A little over 4 years, 3 months, 2 weeks, and 5
days or 1569 days or 37,656 hours since you decided to go away forever. I have
spent that time trying to understand why and how I missed it. I have spent that
time trying to raise our children by myself. I have spent that time feeling
guilty that my last words to you were about the damn trash. I have spent that
time hating you. I have spent that time putting one foot in front of the other.
I have spent days in bed. I’ve lost a house, been homeless and thought I was
failing our children in ever since of the word.
I have spent that time losing people I thought would not go anywhere and
seeing people step-up that I never would have thought they would. I have spent
that time being an ONLY parent. I have spent that time remembering your
promises. I have spent that time hating the fire station for the part they
played (which was not really a part). I have spent that time trying to be the
glue you were and realizing I am failing miserably. I have spent that time, realizing
how much fucking damage you did. I have spent that time making sure our
children remember you with pictures, videos, and stories. I have spent that
time in the beginning being blamed by one of our children that it was all my fault. I have spent that time in the beginning
watching that same child draw nothing but death because it was the only way he
would see you again. I spent that time in the beginning with a child who wanted
to know why he was not wanted again. I have spent time another child who says his
memories are fading and he does not know what to do. I have spent that time
with a daughter who can barely look at our sons and me. I have spent that time learning
how to handle all the things you promised I would not have to do by myself. I
have spent that time reading our vows and trying to figure out where in them
you said you would check out with your own hand. I have spent that time watching two of our
sons walk across the stage. I have spent that time welcoming a new grandson. I
have spent that time a. will probably spend more time trying not to push my
baggage onto other people or to let it go. I have spent that time still believing
you were selfish and just transferred your pain on to the rest of us to deal
with. I have spent that time with more people than I can explain tell me that
sometimes you just cannot ignore the demons. I have spent that time never understanding
that. I have spent that time looking at our children and I cannot imagine
making them feel the way you have no matter what I am going through. I will
spend even more time watching the Hobbits walk across the stage at graduation
and you will not. I will spend even more time watching weddings and more grandchildren
and eventually even great grandchildren, and you will not.

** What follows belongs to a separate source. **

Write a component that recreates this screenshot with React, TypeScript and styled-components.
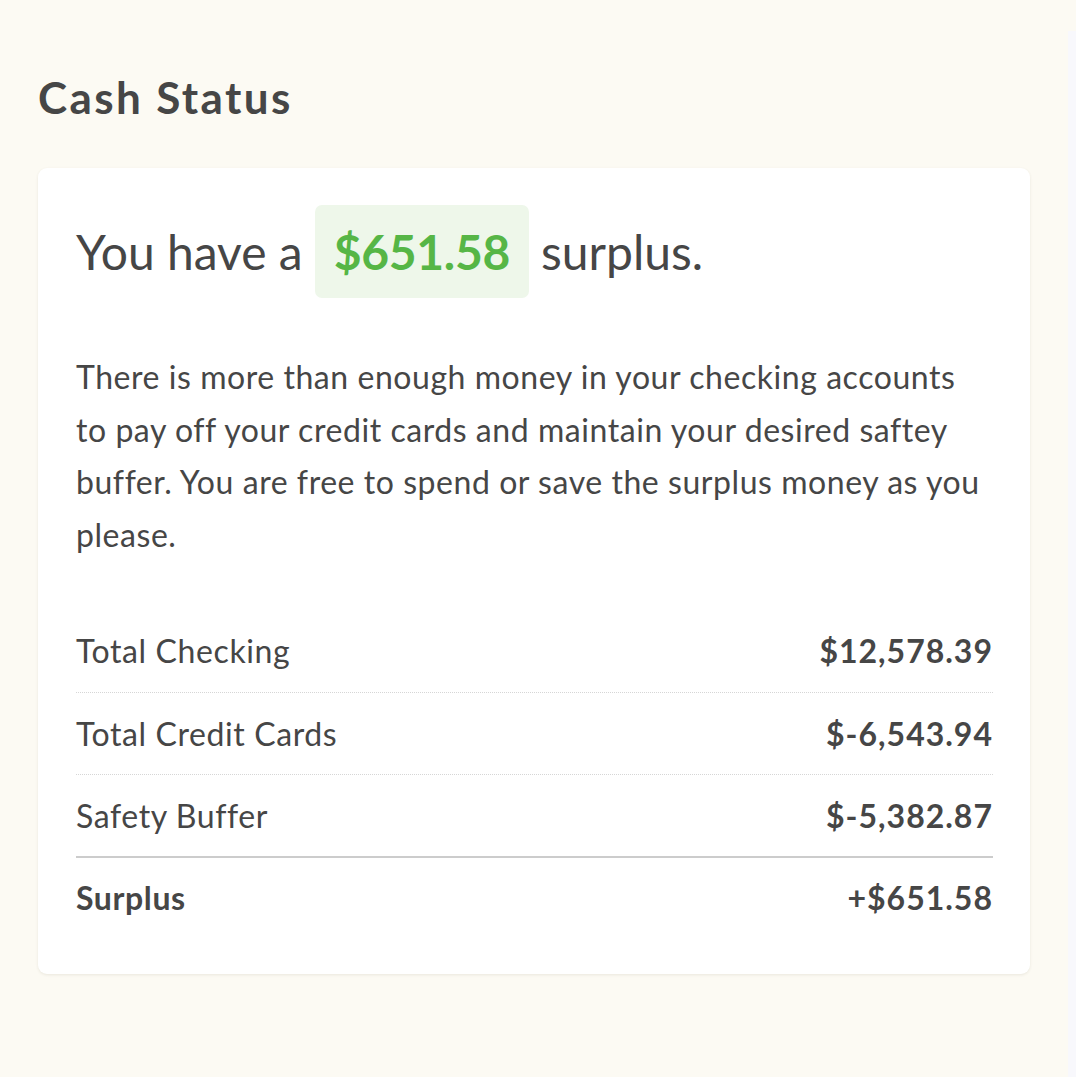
import React from 'react';
import styled, { createGlobalStyle } from 'styled-components';

const GlobalStyle = createGlobalStyle`
  html, body {
    margin: 0;
    padding: 0;
    background: #fcfaf3;
    overflow: hidden;
  }
  * {
    box-sizing: border-box;
  }
`;

const Page = styled.div`
  display: flex;
  min-height: 100vh;
  font-family: Lato, "Liberation Sans", sans-serif;
  color: #464646;
`;

const Main = styled.main`
  flex: 0 0 1068px;
  padding: 73px 38px 0;
`;

const Aside = styled.aside`
  flex: 1 1 auto;
  min-width: 0;
  margin-top: 31px;
  background: #f8f8fc;
`;

const Title = styled.h1`
  margin: 0 0 47px;
  font-size: 44px;
  line-height: 48px;
  font-weight: 700;
  letter-spacing: 2.4px;
`;

const Card = styled.section`
  background: #ffffff;
  border-radius: 9px;
  box-shadow: 0 1px 3px rgba(80, 70, 40, 0.1);
  padding: 37px 37px 36px 38px;
`;

const Headline = styled.div`
  display: flex;
  align-items: center;
  gap: 12px;
  font-size: 48px;
  line-height: 1;
`;

const Amount = styled.span`
  display: inline-flex;
  align-items: center;
  height: 93px;
  padding: 0 19px;
  border-radius: 7px;
  background: #eef7ea;
  color: #56b646;
  font-weight: 700;
  letter-spacing: -0.3px;
`;

const Message = styled.p`
  margin: 53px 0 48px;
  font-size: 32px;
  line-height: 52.7px;
  letter-spacing: 0.55px;
`;

const Row = styled.div<{ $total?: boolean }>`
  display: flex;
  justify-content: space-between;
  align-items: center;
  height: 82px;
  font-size: 32px;
  letter-spacing: 0.6px;
  font-weight: ${p => (p.$total ? 700 : 400)};
  & + & {
    border-top: 1px dotted #d6d6d6;
  }
  &:last-child {
    border-top: 2px solid #cccccc;
  }
`;

const Value = styled.span`
  font-weight: 700;
  letter-spacing: 1px;
`;

const rows = [
  { label: 'Total Checking', value: '$12,578.39' },
  { label: 'Total Credit Cards', value: '$-6,543.94' },
  { label: 'Safety Buffer', value: '$-5,382.87' },
];

export default function App() {
  return (
    <>
      <GlobalStyle />
      <Page>
        <Main>
          <Title>Cash Status</Title>
          <Card>
            <Headline>
              You have a <Amount>$651.58</Amount> surplus.
            </Headline>
            <Message>
              There is more than enough money in your checking accounts to pay
              off your credit cards and maintain your desired saftey buffer. You
              are free to spend or save the surplus money as you please.
            </Message>
            <div>
              {rows.map(r => (
                <Row key={r.label}>
                  <span>{r.label}</span>
                  <Value>{r.value}</Value>
                </Row>
              ))}
              <Row $total>
                <span>Surplus</span>
                <Value>+$651.58</Value>
              </Row>
            </div>
          </Card>
        </Main>
        <Aside />
      </Page>
    </>
  );
}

There are five stages of grief and people who have
never experienced it (myself included until now), will never understand that
grief is not linear. Grief is personal and nobody will experience the way you
do. It is 3 steps forward and 2 steps back. It is thinking you have made it
past the. er stage, to realize all you did was suppress it. Realizing that the anger, the guilt, the depression
are never going to go away, that you just have to learn to live with it. Knowing
in my head that it is not my fault that you made the decisions you made. Knowing
that you planned it, that you took your gun, that you left your job, that you
went where none of us would find you, that you put the gun to your head and
that you are the one that pulled the trigger, does not make it any easier. Realizing
it never gets easier, but it does get a little less hard as time goes by.
Today with the help of the only man who I knew
would be strong enough to walk the path I took; I went to the fire station. I
actually stopped, confronted my fears, hates, sorrows & pain. I took
pictures of the station. I screamed into that man’s chest until I felt myself
break. He held me as I cried and demanded to know why. He held me while I cried
for our children, our Ohana. He held when my knees threatened to buckle, and I
tried to understand something I will never understand. He held me while he
reminded me what a good man you were, how hard working you were and how your
demons had to be so massive and taking over so much you saw no other way. My
dad held me while I raged against you silently screaming for all the things we
will never get to do, for all the things you are going to miss in our children’s
lives. He reminded me that you loved us. He held me while I did one of the
hardest things I have ever had to do. He held me while I said goodbye. He held
me while I let you go. It does not mean I will not have days that I will hate
you. It does not mean I will not have days where the depression is so much I cannot
get out of bed. It does not mean I will not have days where I will curse your
name.
As I got into the truck and we drove away, I let
my hatred for the fire station go. I let the suffocating; consuming guilt go (I
will always have guilt, but I will not allow it to consume me anymore). I let
you go. I hope and still hate you for, that wherever you are you are finally at
peace. Time does not heal shit; it just allows you to learn to live with your
pain. The further we drove away I became just a little lighter.